Their analysis shows that among the top 30 keywords during that period, some were related to very sensitive incidents such as former Chongqing Party chief Bo Xilai and Chen Guangcheng, a blind self-educated lawyer and advocate, while others are less evident such as the annual two sessions and US Ambassador Gary Locke.
Fu said he finds it very interesting to see variations on themes that Web users have created to avoid censorship, such as using "tomato" to refer to Chongqing or "head nurse" to refer to Bo's right-hand man Wang Lijun.

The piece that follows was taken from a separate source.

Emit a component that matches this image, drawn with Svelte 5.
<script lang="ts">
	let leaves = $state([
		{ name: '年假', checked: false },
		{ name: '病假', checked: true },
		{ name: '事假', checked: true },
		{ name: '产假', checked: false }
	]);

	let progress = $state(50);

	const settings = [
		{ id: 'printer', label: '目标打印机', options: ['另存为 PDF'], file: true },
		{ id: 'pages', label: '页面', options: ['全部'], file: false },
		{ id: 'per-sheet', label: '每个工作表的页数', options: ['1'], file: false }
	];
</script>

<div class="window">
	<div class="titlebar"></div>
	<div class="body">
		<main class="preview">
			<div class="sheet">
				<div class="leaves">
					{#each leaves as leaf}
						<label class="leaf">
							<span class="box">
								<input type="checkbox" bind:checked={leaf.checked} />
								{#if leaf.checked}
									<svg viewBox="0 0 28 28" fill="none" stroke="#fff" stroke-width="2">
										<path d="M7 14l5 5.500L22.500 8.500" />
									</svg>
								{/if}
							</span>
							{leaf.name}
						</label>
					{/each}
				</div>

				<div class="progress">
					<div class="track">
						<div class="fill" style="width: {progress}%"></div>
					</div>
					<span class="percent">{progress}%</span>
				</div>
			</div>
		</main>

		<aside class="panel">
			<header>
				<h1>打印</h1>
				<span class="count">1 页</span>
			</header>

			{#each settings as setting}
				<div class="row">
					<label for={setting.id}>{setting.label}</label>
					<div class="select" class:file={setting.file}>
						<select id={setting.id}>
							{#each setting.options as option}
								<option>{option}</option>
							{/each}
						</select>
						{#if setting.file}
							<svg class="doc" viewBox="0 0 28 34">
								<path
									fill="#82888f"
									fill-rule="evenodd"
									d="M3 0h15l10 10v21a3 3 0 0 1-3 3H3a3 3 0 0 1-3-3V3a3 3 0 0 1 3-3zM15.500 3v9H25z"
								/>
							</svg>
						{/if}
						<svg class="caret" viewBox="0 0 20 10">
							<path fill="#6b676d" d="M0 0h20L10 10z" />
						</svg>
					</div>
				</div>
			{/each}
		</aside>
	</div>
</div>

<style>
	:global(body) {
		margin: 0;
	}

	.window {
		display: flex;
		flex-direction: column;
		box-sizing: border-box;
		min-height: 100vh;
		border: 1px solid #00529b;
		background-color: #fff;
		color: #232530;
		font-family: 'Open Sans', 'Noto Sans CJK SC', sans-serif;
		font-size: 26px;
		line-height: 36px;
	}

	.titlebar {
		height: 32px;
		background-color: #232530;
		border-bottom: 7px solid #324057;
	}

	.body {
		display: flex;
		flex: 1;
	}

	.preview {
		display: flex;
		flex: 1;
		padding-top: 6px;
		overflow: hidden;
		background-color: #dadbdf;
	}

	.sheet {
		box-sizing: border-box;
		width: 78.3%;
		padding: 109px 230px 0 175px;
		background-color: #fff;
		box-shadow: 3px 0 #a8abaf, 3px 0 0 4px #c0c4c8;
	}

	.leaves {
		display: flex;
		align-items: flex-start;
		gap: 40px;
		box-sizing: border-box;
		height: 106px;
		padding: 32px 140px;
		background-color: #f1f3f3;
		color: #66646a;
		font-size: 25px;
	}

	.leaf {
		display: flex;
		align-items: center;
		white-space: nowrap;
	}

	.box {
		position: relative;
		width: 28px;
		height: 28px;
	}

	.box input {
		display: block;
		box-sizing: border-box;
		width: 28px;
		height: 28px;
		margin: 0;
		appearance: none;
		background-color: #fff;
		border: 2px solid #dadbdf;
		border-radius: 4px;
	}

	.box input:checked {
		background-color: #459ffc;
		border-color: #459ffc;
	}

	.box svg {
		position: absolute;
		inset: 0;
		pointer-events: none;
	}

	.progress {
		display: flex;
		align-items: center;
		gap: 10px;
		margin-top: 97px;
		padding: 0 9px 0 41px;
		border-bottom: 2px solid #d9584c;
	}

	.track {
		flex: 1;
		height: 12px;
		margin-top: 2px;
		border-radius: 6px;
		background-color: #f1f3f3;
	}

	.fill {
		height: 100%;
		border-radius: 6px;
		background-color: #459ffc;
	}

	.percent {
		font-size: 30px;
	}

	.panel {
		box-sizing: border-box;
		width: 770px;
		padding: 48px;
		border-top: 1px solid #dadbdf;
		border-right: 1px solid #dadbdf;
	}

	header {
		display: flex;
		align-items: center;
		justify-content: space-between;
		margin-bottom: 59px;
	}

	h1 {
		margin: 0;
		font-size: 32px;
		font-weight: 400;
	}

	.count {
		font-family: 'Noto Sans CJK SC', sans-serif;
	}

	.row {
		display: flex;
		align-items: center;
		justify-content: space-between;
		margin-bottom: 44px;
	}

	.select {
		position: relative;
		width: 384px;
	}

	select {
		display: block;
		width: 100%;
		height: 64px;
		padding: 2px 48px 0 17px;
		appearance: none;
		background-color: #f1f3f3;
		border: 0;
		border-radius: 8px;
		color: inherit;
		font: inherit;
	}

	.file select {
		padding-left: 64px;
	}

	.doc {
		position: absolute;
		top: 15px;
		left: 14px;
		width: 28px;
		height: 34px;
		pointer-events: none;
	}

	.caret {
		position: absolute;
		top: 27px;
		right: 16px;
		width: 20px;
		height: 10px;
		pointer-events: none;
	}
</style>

These are often rhymes or puns based on Chinese meanings and have proven to have a high survival rate as they are often successful at avoiding the detection of censors.
Many research projects rely on different algorithms and computational methodology to decipher the ever-expanding list of sensitive keywords on Weibo.
Crandall has been part of a team of scientists working on the ConceptDoppler project since 2007, which monitors Internet censorship around the world.
Crandall says research on censorship in countries like China is relevant because "Internet censorship is a global trend" and it can "give us a window into the future of what Internet censorship will look like around the world in five to 10 years."
The US has been trying to extend copyright law into the online realm but many users and websites have protested against such a bill concerned that it will pose a threat to Internet freedom.
Many scholars are speculating the actual impact of Weibo but empirical data is lacking to support this theory, said Fu, adding that he is keen to explore this in future research.